1. A dynamic classifier for classifying a pulverized feed material entrained in an air flow, the feed material being composed of a mixture of coarse and fine feed material particles, said dynamic classifier comprising:

a vertically extending housing defining an axis and including a lower feed material inlet, an upper feed material outlet, a processing section disposed between said lower feed material inlet and said upper feed material outlet, said processing section having a lower portion and an upper portion, and a lower tailings discharge;

a classifier conditioner disposed in said lower portion of said processing section and including a rotor extending axially along said axis of said vertically extending housing, a substantially circular mounting plate mounted coaxially on said rotor of said classifier conditioner so as to extend in perpendicular relation to said rotor of said classifier conditioner, and a plurality of circumferentially-spaced conditioner blades extending radially from said substantially circular mounting plate in perpendicular relation to said rotor of said classifier conditioner;

a turbine classifier disposed in said upper portion of said processing section in spaced relation to said classifier conditioner, said turbine classifier including a rotor extending axially along said axis of said vertically extending housing, and a plurality of circumferentially-spaced classifier blades carried on said rotor of said turbine classifier so as to extend in substantially parallel relation to said axially extending rotor of said turbine classifier, and said turbine classifier having a diameter D and said turbine classifier being positioned at a distance H above said classifier conditioner such that 1>H/D>0.0; and

wherein the air flow and the entrained coarse and fine feed material particles are received in said vertically extending housing through said lower feed material inlet and flow upward to said lower portion of said processing section, said classifier conditioner is operative to throw a major portion of the coarse feed material particles against said vertically extending housing, the air flow and the entrained fine feed material particles and a remaining portion of the coarse feed material particles flow upward to said upper portion of said upper portion of said processing section, said turbine classifier is operative to throw the remaining portion of the coarse feed material particles against said vertically extending housing and to discharge the air flow and entrained fine feed material particles from said vertically extending housing through said upper feed material outlet, and the coarse feed material particles fall from said processing section and are discharged from said vertically extending housing through said lower tailings discharge.
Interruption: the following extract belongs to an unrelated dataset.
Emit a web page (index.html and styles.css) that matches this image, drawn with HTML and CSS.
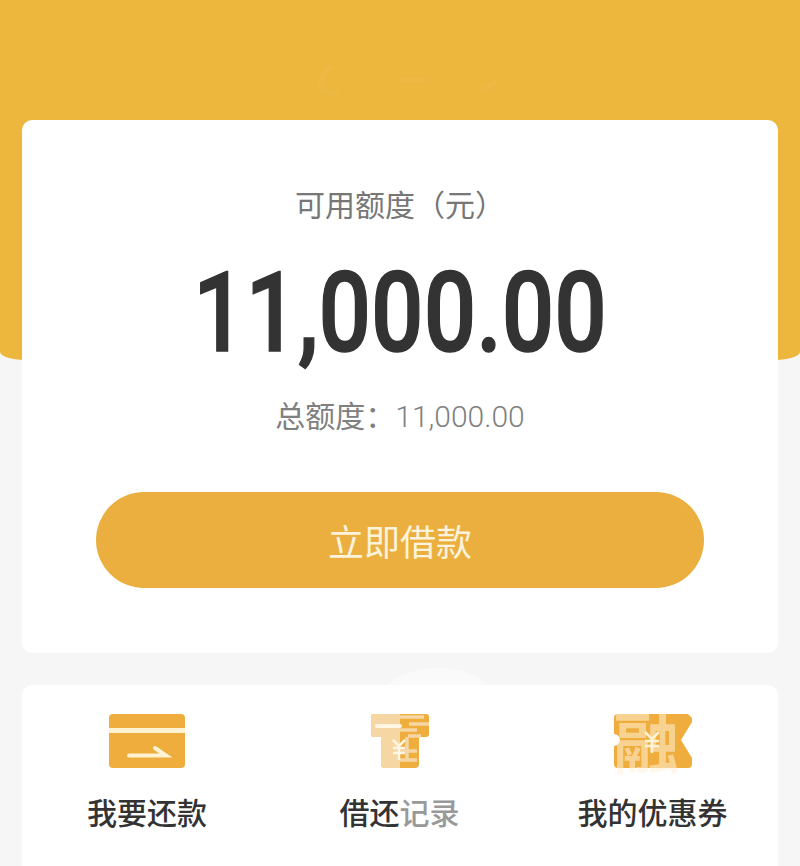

2. The dynamic classifier of claim 1 wherein said turbine classifier is positioned at a distance H above said classifier conditioner such that 0.5>H/D>0.0.

3. The dynamic classifier of claim 1 wherein said plurality of circumferentially-spaced conditioner blades also have a shutter effect to assist in effecting the separation of the coarse feed material particles from the fine feed material particles.

4. The dynamic classifier of claim 1 wherein said plurality of circumferentially-spaced conditioner blades each have a rectangular shape.

5. The dynamic classifier of claim 1 wherein said plurality of circumferentially-shaped conditioner blades each have a tapered shape.

6. The dynamic classifier of claim 1 wherein said plurality of circumferentially-shaped conditioner blades are each removably mounted to said substantially circular mounting plate.